Aged 59 on release, she took a cramped one-room flat at 17 Hume St., off St Stephen’s Green, and resumed offering an array of medical services, enjoying a virtual monopoly on abortion services in Dublin. On two occasions the bodies of women were found on the pavement in Hume St., the autopsies determining death from cardiac arrest caused by an air embolism in the circulatory system, consequent upon an unsuccessful abortion attempt by a method in which a solution of water and disinfectant was pumped from a syringe into the womb, resulting in separation of the amniotic sac from the uterine wall. On the first occasion (June 1951), though Cadden was prime suspect, charges were not pressed. On the morning of 18 April 1956, a second woman, Helen O’Reilly, aged 33, a five-months-pregnant deserted wife, and mother of six children, was found dead by a passing milk deliveryman on the Hume St. footpath. Notwithstanding the accidental circumstances of the death, occurring during performance of an act to which the deceased had not only consented, but invited, Cadden was tried (October–November 1956) and convicted of the murder of O’Reilly, under provisions of the 1861 offences against the person act, which implied malice when death occurred by an act of violence performed in pursuit of a felony. Sentenced to death by hanging, she was reprieved by the coalition government of John A. Costello, and her sentence commuted to penal servitude for life (4 January 1957). After serving one year in Mountjoy prison (1957–8) she was declared insane and transferred to the Central Criminal Lunatic Asylum, Dundrum, where she died 20 April 1959 of a heart attack, and was buried in a mass grave for inmates of the asylum in Deansgrange cemetery, Co. Dublin, leaving an estate and assets valued at some £250.
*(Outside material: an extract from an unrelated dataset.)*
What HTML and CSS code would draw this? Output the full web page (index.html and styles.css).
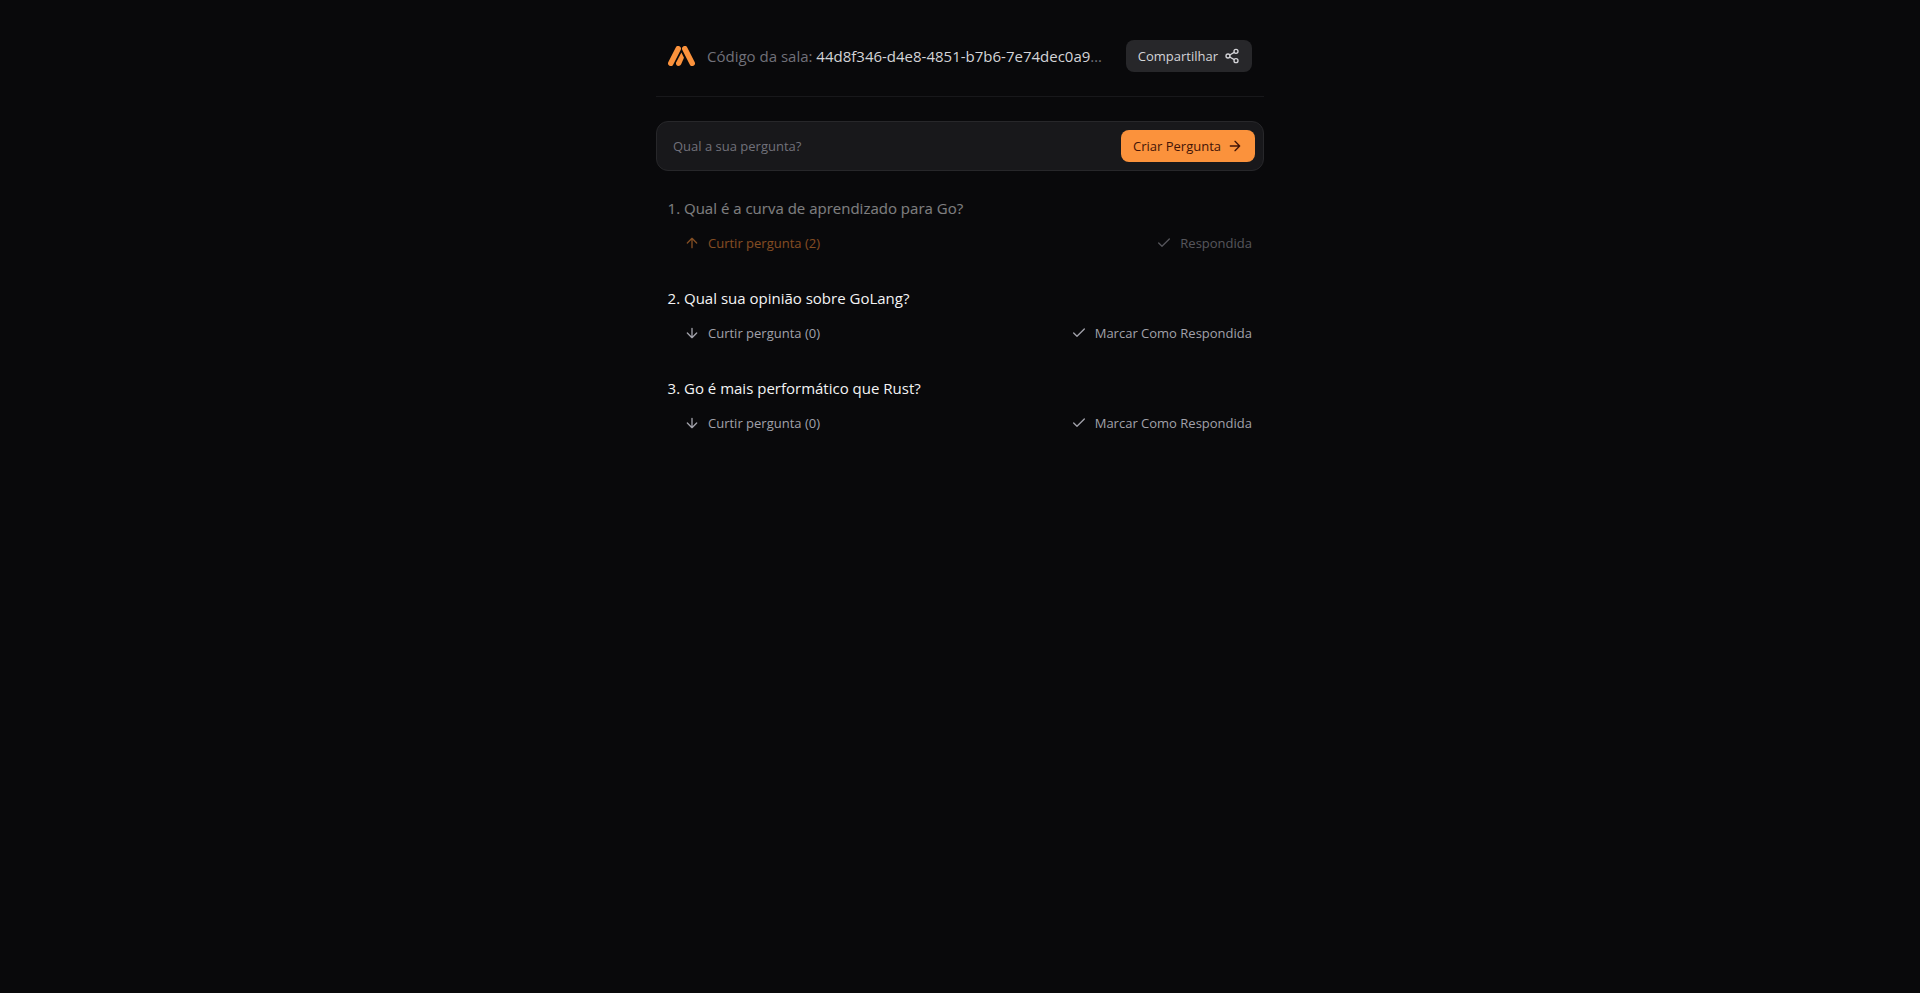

The notoriety of ‘Nurse Cadden’ enflamed the imagination of contemporaries and endured in Dublin folklore, which, seizing on random details of her court cases, invented lurid erroneous scenarios. The findings of two bodies outside her flat gave rise to the myth of women, bleeding profusely in their own dwellings after botched abortion attempts, vainly attempting to return to Cadden for assistance, only to bleed to death in the street. Despite flaws in both the technical and witness evidence at her last trial, and the improbability of an elderly and infirm woman carrying a body unassisted from the flat to the street, responsible retrospective commentary has tended to accept her involvement in the deaths of both women.